▸ What you are asked to do:
Copy out the lines that have "matches" in them.
──────────
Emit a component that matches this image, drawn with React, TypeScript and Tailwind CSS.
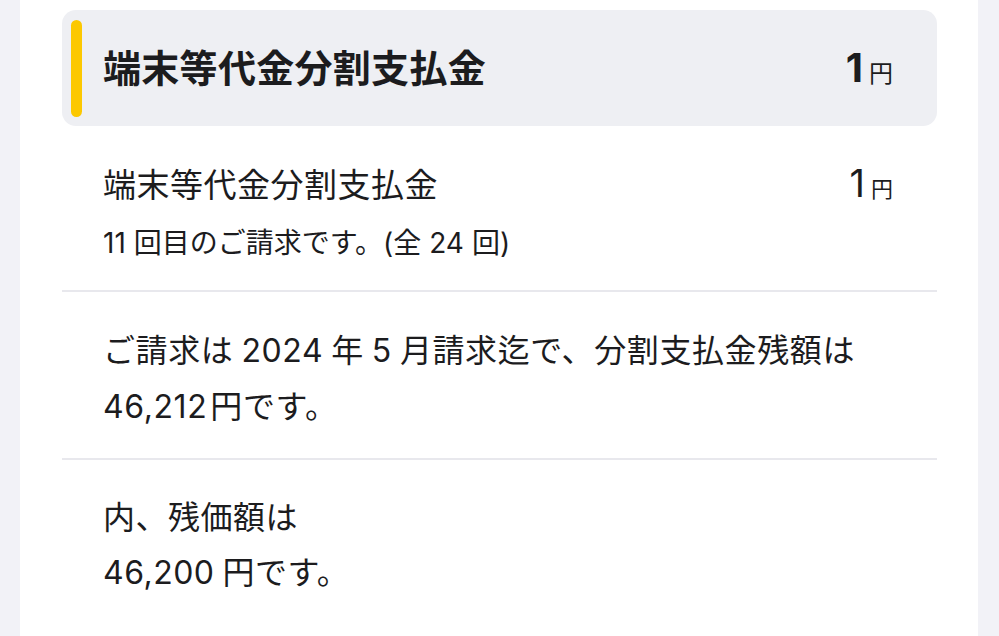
import React from 'react'

const font = { fontFamily: 'Inter, "Noto Sans CJK JP", "Noto Sans", sans-serif' }

const Gap: React.FC = () => <span className="inline-block w-[8px]" />
const SmallGap: React.FC = () => <span className="inline-block w-[3px]" />

const App: React.FC = () => {
    return (
        <div className="w-[999px] h-[636px] overflow-hidden bg-[#f2f2f7] pl-[20px] pr-[21px]" style={font}>
            <div className="h-full bg-white px-[42px] pt-[10px] pr-[41px] text-[#1c1c1e]">
                {/* header */}
                <div className="flex items-center h-[116px] rounded-[14px] bg-[#eeeff3] pl-[9px] pr-[44px]">
                    <div className="w-[11px] h-[97px] rounded-full bg-[#fcc800]" />
                    <h1 className="ml-[21px] flex-1 text-[38px] font-bold leading-none tracking-[0.3px]">端末等代金分割支払金</h1>
                    <div className="flex items-baseline">
                        <span className="text-[40px] font-bold leading-none">1</span>
                        <span className="ml-[6px] text-[24px] leading-none">円</span>
                    </div>
                </div>

                {/* item row */}
                <section className="pl-[41px] pr-[44px] pt-[35px] pb-[27px] border-b-2 border-[#e8e8ed]">
                    <div className="flex items-baseline justify-between">
                        <span className="text-[33px] leading-[44px] tracking-[0.5px]">端末等代金分割支払金</span>
                        <div className="flex items-baseline">
                            <span className="text-[38px] leading-[44px]">1</span>
                            <span className="ml-[6px] text-[22px]">円</span>
                        </div>
                    </div>
                    <p className="mt-[16px] text-[28px] leading-[40px]">
                        11<Gap />回目のご請求です。(全<Gap />24<Gap />回)
                    </p>
                </section>

                <section className="pl-[41px] pt-[31px] pb-[23px] border-b-2 border-[#e8e8ed]">
                    <p className="text-[32px] leading-[56px] tracking-[0.6px]">
                        ご請求は<Gap />2024<Gap />年<Gap />5<Gap />月請求迄で、分割支払金残額は
                        <br />
                        46,212<SmallGap />円です。
                    </p>
                </section>

                <section className="pl-[41px] pt-[30px]">
                    <p className="text-[32px] leading-[55px] tracking-[0.5px]">
                        内、残価額は
                        <br />
                        46,200<Gap />円です。
                    </p>
                </section>
            </div>
        </div>
    )
}

export default App
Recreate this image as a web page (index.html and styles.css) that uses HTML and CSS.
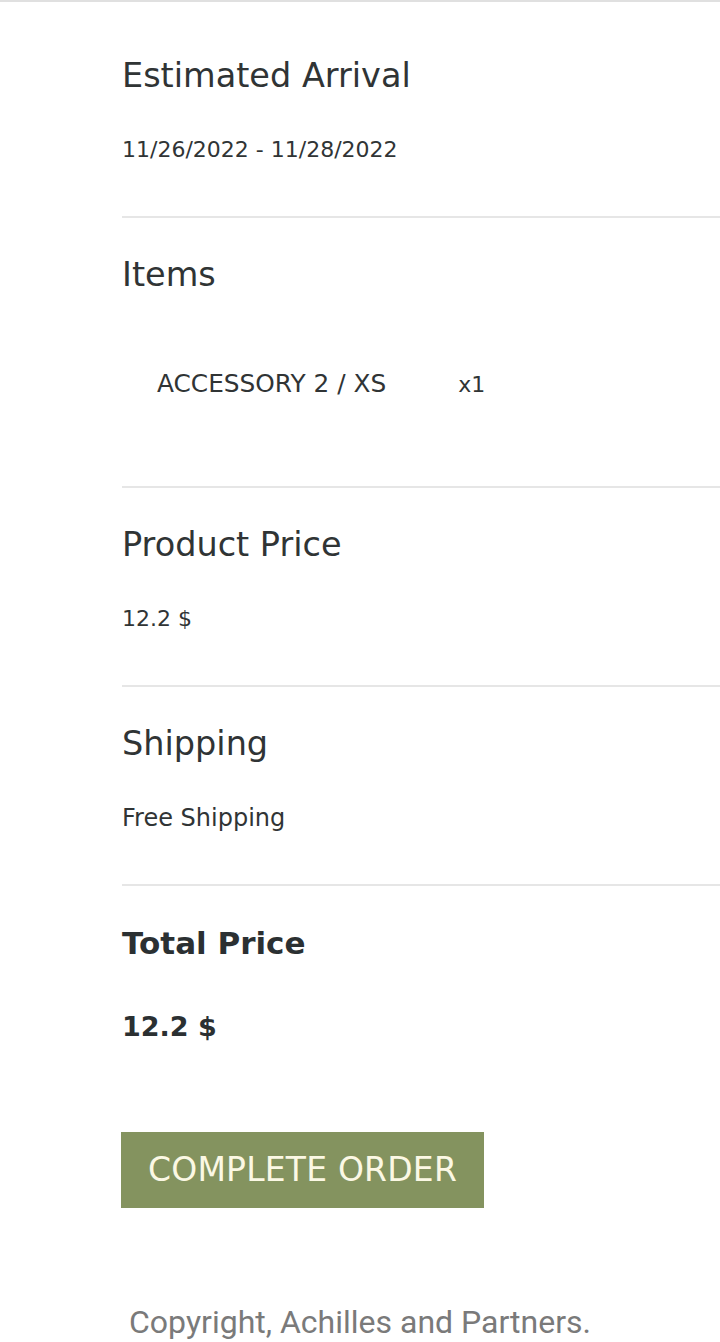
FILE: index.html
```html
<!DOCTYPE html>
<html lang="en">
<head>
<meta charset="utf-8">
<title>Order Summary</title>
<link rel="stylesheet" href="styles.css">
</head>
<body>
<main class="summary">
  <section class="block block-first">
    <h2 class="label">Estimated Arrival</h2>
    <p class="value value-date">11/26/2022 - 11/28/2022</p>
  </section>
  <section class="block">
    <h2 class="label">Items</h2>
    <div class="item">
      <span class="item-name">ACCESSORY 2 / XS</span>
      <span class="item-qty">x1</span>
    </div>
  </section>
  <section class="block">
    <h2 class="label">Product Price</h2>
    <p class="value value-num">12.2 $</p>
  </section>
  <section class="block">
    <h2 class="label">Shipping</h2>
    <p class="value">Free Shipping</p>
  </section>
  <section class="block block-total">
    <h2 class="label label-bold">Total Price</h2>
    <p class="total">12.2 $</p>
    <button class="btn" type="button">COMPLETE ORDER</button>
  </section>
</main>
<footer class="footer">Copyright, Achilles and Partners.</footer>
</body>
</html>
```
FILE: styles.css
```css
* { box-sizing: border-box; }
html, body { margin: 0; padding: 0; background: #ffffff; }
body {
  font-family: "DejaVu Sans", sans-serif;
  color: #303435;
  border-top: 2px solid #e0e0e0;
  overflow-x: hidden;
}
.summary {
  padding-left: 122px;
  display: flex;
  flex-direction: column;
}
.block {
  padding: 37px 0 52px;
  border-bottom: 2px solid #e6e6e6;
}
.block-first { padding-top: 54px; }
.block-total { border-bottom: none; padding-bottom: 0; }
.label {
  margin: 0;
  font-size: 33.5px;
  line-height: 40px;
  font-weight: 400;
}
.label-bold {
  font-weight: 700;
  font-size: 31px;
  color: #2b3032;
}
.value {
  margin: 40px 0 0;
  font-size: 24px;
  line-height: 28px;
}
.value-date { font-size: 22px; }
.value-num { font-size: 22px; }
.item {
  display: flex;
  align-items: baseline;
  gap: 72px;
  margin-top: 40px;
  padding: 35px 35px 35px;
}
.item-name {
  font-size: 24.8px;
  line-height: 28px;
}
.item-qty {
  font-size: 22px;
  line-height: 28px;
}
.total {
  margin: 47px 0 0;
  font-size: 27px;
  line-height: 34px;
  font-weight: 700;
  color: #2b3032;
}
.btn {
  display: inline-block;
  margin-top: 88px;
  margin-left: -1px;
  height: 76px;
  padding: 0 27px;
  border: none;
  border-radius: 0;
  background: #84935f;
  color: #fbf8e4;
  font-family: "DejaVu Sans", sans-serif;
  font-size: 33px;
  line-height: 76px;
  font-weight: 400;
  letter-spacing: 0.2px;
}
.footer {
  margin-top: 96px;
  text-align: center;
  font-family: Roboto, "Liberation Sans", sans-serif;
  font-size: 32px;
  line-height: 36px;
  color: #7a7a7a;
}
```
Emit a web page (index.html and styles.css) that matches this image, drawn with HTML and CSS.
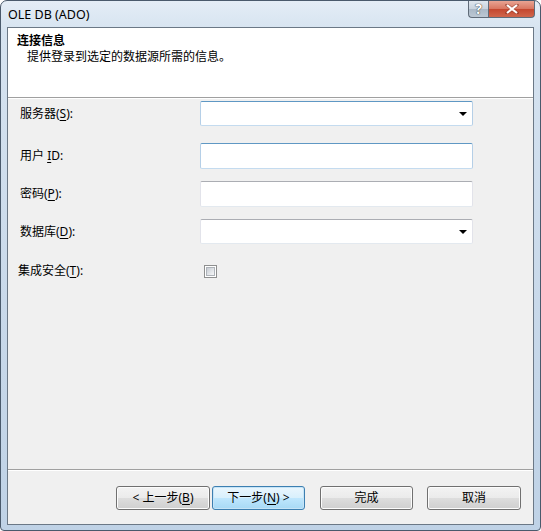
FILE: index.html
```html
<!DOCTYPE html>
<html lang="zh-CN">
<head>
<meta charset="utf-8">
<title>OLE DB (ADO)</title>
<link rel="stylesheet" href="styles.css">
</head>
<body>
<div class="window">
  <div class="titlebar">
    <span class="title">OLE DB (ADO)</span>
    <div class="caption-buttons">
      <div class="cap-btn help"><span>?</span></div>
      <div class="cap-btn close">
        <svg width="14" height="10" viewBox="0 0 14 10"><path d="M2 1 L12 9 M12 1 L2 9" stroke="#7a2a1a" stroke-width="3.4" stroke-linecap="square" opacity="0.5"/><path d="M2 1 L12 9 M12 1 L2 9" stroke="#fff" stroke-width="2.2"/></svg>
      </div>
    </div>
  </div>
  <div class="client">
    <div class="header">
      <div class="header-title">连接信息</div>
      <div class="header-sub">提供登录到选定的数据源所需的信息。</div>
    </div>
    <div class="body">
      <div class="row row-server">
        <label class="lbl">服务器(<u>S</u>):</label>
        <div class="combo focus-blue"><span class="arrow"></span></div>
      </div>
      <div class="row row-user">
        <label class="lbl">用户 <u>I</u>D:</label>
        <div class="textbox focus-blue"></div>
      </div>
      <div class="row row-pwd">
        <label class="lbl">密码(<u>P</u>):</label>
        <div class="textbox"></div>
      </div>
      <div class="row row-db">
        <label class="lbl">数据库(<u>D</u>):</label>
        <div class="combo"><span class="arrow"></span></div>
      </div>
      <div class="row row-check">
        <label class="lbl lbl-check">集成安全(<u>T</u>):</label>
        <div class="checkbox"><div class="check-inner"></div></div>
      </div>
    </div>
    <div class="footer">
      <div class="btn">&lt; 上一步(<u>B</u>)</div>
      <div class="btn btn-default">下一步(<u>N</u>) &gt;</div>
      <div class="btn btn-finish">完成</div>
      <div class="btn btn-cancel">取消</div>
    </div>
  </div>
</div>
</body>
</html>
```

FILE: styles.css
```css
* { box-sizing: border-box; }
html, body {
  margin: 0;
  padding: 0;
  background: #fff;
}
body {
  font-family: "Noto Sans", "Noto Sans CJK SC", sans-serif;
  font-size: 12px;
  color: #000;
}
.window {
  width: 541px;
  height: 531px;
  border: 1px solid #4a5a6c;
  border-radius: 7px 7px 4px 4px;
  background: linear-gradient(180deg, #e4edf6 0px, #d6e3f0 30px, #c9d9ea 300px, #bfd2e6 531px);
  display: flex;
  flex-direction: column;
  padding: 0 6px 5px 6px;
}
.titlebar {
  height: 26px;
  display: flex;
  align-items: flex-start;
}
.title {
  padding: 5px 0 0 1px;
  font-size: 12.5px;
  color: #000;
}
.caption-buttons {
  margin-left: auto;
  margin-right: -1px;
  display: flex;
}
.cap-btn {
  height: 17px;
  border: 1px solid #5f6b78;
  border-top: none;
  display: flex;
  align-items: center;
  justify-content: center;
}
.help {
  width: 20px;
  border-radius: 0 0 0 4px;
  border-right: none;
  background: linear-gradient(180deg, #dfe6ee 0%, #c8d2dd 50%, #aab8c6 51%, #bcc8d4 100%);
  color: #fff;
  font-weight: bold;
  font-size: 14px;
}
.help span {
  text-shadow: 0 0 1px #333, 0 0 1px #333;
  line-height: 14px;
}
.close {
  width: 47px;
  border-radius: 0 0 4px 0;
  background: linear-gradient(180deg, #e8a493 0%, #d8755f 50%, #c4472f 51%, #d0664c 100%);
}
.client {
  flex: 1;
  border: 1px solid #6b7886;
  background: #f0f0f0;
  display: flex;
  flex-direction: column;
}
.header {
  height: 70px;
  background: #fff;
  border-bottom: 1px solid #a0a0a0;
  box-shadow: 0 1px 0 #fff;
  padding: 5px 0 0 9px;
}
.header-title {
  font-weight: bold;
  line-height: 16px;
}
.header-sub {
  padding-left: 10px;
  line-height: 16px;
}
.body {
  flex: 1;
  padding: 3px 0 0 12px;
  display: flex;
  flex-direction: column;
  border-bottom: 1px solid #a0a0a0;
  box-shadow: 0 1px 0 #fff;
}
.row {
  display: flex;
  align-items: center;
}
.lbl {
  width: 180px;
  line-height: 16px;
}
.lbl u { text-decoration-thickness: 1px; text-underline-offset: 2px; }
.lbl-check { margin-left: -2px; width: 182px; }
.row-user { margin-top: 17px; }
.row-pwd { margin-top: 12px; }
.row-db { margin-top: 12px; }
.row-check { margin-top: 19px; }
.combo, .textbox {
  width: 273px;
  background: #fff;
  border: 1px solid #e2e3ea;
  border-top-color: #abadb3;
  border-bottom-color: #e3e9ef;
  border-radius: 2px;
  position: relative;
}
.combo { height: 25px; }
.textbox { height: 26px; }
.focus-blue {
  border-color: #b5cfe7;
  border-top-color: #5f98c4;
  border-bottom-color: #c4dbef;
}
.arrow {
  position: absolute;
  right: 5px;
  top: 10px;
  width: 0;
  height: 0;
  border-left: 4px solid transparent;
  border-right: 4px solid transparent;
  border-top: 4px solid #000;
}
.checkbox {
  margin-left: 4px;
  width: 13px;
  height: 13px;
  border: 1px solid #8e8f8f;
  background: #fff;
  padding: 1px;
}
.check-inner {
  width: 9px;
  height: 9px;
  background: linear-gradient(135deg, #c6cbd2 0%, #dfe2e6 50%, #f6f7f8 100%);
  border: 1px solid #aeb3b9;
}
.footer {
  height: 54px;
  flex: none;
  display: flex;
  align-items: flex-start;
  padding: 16px 0 0 108px;
}
.btn {
  width: 94px;
  height: 24px;
  border: 1px solid #707070;
  border-radius: 3px;
  background: linear-gradient(180deg, #f3f3f3 0%, #ebebeb 48%, #dddddd 52%, #cfcfcf 100%);
  box-shadow: inset 0 0 0 1px #fcfcfc;
  display: flex;
  align-items: center;
  justify-content: center;
  line-height: 16px;
}
.btn u { text-underline-offset: 2px; }
.btn-default {
  margin-left: 2px;
  width: 93px;
  border-color: #3c7fb1;
  background: linear-gradient(180deg, #eaf6fd 0%, #d9f0fc 48%, #bee6fd 52%, #a7d9f5 100%);
  box-shadow: inset 0 0 0 1px #c6e4f7;
}
.btn-finish { margin-left: 15px; width: 93px; }
.btn-cancel { margin-left: 14px; width: 94px; }
```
──────────
▸ Solution to the problem:
Emit a component that matches this image, drawn with React, TypeScript and Tailwind CSS.
Emit a web page (index.html and styles.css) that matches this image, drawn with HTML and CSS.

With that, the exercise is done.